▶ STATED TASK
Look through the material below and count the lines with the string "components". Report only the count.

▶ DATA ENTRIES
>>>>

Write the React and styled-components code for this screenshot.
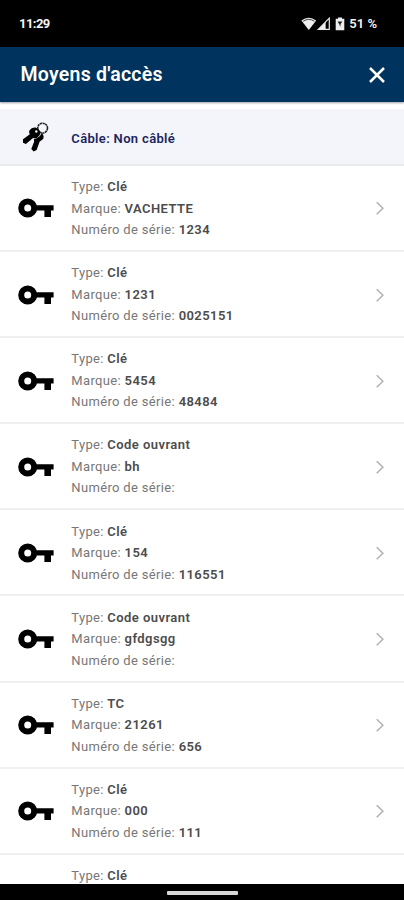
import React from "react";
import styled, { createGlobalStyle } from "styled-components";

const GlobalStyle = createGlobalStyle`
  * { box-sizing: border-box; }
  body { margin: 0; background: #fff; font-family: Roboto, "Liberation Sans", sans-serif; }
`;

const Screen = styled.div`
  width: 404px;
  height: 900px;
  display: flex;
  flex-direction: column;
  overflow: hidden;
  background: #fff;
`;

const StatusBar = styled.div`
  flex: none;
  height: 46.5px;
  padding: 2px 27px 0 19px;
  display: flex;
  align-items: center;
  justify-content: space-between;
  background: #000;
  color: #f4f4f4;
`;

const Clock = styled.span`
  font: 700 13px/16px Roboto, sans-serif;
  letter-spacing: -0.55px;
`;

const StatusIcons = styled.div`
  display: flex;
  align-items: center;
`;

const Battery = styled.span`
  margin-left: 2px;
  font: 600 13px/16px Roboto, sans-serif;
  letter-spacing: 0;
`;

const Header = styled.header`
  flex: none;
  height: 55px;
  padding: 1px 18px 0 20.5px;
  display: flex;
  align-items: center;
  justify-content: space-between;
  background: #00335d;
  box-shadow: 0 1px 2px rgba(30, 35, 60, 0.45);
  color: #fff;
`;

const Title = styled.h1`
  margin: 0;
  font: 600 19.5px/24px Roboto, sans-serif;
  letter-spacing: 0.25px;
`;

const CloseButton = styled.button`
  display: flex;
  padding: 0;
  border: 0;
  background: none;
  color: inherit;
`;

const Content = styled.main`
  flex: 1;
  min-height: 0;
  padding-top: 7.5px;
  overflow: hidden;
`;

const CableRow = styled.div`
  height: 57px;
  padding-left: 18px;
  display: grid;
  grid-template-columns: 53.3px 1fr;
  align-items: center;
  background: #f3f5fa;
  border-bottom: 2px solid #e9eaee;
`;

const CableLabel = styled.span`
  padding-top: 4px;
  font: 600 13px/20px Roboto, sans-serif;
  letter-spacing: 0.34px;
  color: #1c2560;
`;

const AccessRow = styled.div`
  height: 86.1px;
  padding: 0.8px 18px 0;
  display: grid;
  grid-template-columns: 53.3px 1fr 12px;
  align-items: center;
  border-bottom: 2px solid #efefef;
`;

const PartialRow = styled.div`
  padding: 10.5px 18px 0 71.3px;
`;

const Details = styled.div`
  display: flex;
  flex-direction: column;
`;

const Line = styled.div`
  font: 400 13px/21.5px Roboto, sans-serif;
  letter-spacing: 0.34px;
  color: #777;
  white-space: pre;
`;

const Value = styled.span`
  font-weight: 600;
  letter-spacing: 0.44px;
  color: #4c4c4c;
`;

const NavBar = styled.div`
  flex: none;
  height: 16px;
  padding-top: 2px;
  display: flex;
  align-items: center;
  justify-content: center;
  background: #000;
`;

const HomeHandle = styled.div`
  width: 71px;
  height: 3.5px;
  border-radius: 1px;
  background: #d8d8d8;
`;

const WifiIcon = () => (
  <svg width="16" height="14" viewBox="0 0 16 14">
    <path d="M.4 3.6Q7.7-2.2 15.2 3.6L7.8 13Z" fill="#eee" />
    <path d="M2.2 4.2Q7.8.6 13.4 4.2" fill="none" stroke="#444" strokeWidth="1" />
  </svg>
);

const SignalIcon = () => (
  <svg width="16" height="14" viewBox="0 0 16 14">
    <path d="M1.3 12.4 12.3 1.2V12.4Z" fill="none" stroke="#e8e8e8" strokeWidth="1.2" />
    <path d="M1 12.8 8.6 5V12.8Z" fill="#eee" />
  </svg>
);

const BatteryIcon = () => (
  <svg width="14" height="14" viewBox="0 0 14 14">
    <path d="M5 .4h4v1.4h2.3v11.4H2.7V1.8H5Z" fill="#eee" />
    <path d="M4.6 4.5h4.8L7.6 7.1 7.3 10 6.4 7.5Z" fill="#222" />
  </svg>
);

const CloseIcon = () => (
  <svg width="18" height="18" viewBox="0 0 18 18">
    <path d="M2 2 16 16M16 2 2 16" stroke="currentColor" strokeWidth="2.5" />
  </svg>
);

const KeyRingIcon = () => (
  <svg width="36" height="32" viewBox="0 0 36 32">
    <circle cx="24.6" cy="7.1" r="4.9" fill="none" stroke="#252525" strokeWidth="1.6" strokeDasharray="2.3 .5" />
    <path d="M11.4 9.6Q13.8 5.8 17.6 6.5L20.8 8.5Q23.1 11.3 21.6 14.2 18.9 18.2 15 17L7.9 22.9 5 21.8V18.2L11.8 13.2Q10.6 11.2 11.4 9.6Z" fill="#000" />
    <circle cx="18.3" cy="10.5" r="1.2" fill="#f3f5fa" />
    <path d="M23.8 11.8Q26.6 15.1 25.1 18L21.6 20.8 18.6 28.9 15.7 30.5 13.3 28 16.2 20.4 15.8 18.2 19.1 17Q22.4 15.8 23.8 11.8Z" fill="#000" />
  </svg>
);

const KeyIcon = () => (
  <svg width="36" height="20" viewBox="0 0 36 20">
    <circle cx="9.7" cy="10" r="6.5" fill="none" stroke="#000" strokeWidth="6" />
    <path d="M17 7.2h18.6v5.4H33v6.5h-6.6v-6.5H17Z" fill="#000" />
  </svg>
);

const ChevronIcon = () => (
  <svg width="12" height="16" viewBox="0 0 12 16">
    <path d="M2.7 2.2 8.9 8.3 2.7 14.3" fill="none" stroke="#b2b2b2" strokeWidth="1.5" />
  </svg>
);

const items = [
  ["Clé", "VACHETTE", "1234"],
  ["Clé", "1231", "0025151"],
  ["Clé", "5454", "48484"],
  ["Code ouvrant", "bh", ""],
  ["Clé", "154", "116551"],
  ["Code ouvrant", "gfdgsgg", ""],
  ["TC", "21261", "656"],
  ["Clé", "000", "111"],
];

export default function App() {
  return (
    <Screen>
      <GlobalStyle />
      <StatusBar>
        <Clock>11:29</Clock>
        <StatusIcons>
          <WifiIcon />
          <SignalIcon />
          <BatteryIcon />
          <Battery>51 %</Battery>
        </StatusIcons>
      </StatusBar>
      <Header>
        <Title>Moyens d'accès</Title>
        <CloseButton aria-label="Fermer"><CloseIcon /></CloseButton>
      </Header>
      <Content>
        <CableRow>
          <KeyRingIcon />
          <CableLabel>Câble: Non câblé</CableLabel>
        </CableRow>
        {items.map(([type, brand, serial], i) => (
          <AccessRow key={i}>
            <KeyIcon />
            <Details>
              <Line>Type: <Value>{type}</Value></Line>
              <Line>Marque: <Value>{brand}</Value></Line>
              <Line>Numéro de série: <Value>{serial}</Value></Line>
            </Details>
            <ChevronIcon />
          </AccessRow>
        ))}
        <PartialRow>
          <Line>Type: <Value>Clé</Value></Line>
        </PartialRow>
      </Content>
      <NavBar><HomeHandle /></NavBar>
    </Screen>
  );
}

<<<<
>>>>

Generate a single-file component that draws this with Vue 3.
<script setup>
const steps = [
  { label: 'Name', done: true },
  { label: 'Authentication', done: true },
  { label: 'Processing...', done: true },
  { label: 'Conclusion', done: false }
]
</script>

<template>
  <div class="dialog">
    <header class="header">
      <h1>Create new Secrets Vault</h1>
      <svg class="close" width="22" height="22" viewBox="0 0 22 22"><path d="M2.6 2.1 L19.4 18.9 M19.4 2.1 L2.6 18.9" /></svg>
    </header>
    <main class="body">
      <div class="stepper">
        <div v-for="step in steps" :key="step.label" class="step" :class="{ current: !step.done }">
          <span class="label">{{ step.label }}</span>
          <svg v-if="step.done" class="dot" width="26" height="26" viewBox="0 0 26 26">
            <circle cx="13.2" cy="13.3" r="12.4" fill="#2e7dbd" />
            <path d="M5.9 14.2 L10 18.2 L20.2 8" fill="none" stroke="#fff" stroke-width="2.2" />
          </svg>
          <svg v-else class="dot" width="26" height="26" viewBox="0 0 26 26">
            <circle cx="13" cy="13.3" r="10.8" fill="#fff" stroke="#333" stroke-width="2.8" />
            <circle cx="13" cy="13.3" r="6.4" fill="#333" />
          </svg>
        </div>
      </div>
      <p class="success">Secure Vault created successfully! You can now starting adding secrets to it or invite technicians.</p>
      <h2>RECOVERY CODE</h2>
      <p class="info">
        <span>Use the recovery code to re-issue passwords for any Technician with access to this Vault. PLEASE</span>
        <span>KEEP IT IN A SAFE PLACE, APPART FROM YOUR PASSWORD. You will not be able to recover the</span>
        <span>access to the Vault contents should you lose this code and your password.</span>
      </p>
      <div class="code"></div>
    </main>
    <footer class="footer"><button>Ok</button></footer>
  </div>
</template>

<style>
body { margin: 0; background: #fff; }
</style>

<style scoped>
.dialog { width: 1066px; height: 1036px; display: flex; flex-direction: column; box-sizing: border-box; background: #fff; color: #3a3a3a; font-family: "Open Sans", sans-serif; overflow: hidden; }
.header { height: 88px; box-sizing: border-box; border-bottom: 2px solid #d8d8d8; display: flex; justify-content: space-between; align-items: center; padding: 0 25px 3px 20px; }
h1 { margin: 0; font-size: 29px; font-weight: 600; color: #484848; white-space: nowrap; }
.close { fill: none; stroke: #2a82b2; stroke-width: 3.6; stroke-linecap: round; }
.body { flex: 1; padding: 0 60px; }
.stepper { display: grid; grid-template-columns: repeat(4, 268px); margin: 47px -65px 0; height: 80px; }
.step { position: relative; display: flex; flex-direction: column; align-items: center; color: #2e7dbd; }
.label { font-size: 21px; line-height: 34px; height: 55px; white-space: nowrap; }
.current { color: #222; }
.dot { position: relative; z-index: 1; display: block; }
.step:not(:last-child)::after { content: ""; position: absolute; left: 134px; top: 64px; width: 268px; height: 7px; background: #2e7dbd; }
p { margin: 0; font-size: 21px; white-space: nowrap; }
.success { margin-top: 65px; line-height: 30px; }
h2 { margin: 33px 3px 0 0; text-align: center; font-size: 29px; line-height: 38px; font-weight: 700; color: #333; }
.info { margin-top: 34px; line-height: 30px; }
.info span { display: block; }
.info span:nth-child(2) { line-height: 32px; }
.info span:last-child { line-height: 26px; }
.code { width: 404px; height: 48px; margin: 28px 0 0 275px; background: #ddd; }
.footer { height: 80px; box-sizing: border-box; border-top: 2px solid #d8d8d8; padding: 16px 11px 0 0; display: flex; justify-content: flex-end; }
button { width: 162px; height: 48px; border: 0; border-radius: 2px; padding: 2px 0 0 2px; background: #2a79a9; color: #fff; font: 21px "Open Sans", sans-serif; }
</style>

<<<<

▶ FULL RESPONSE
2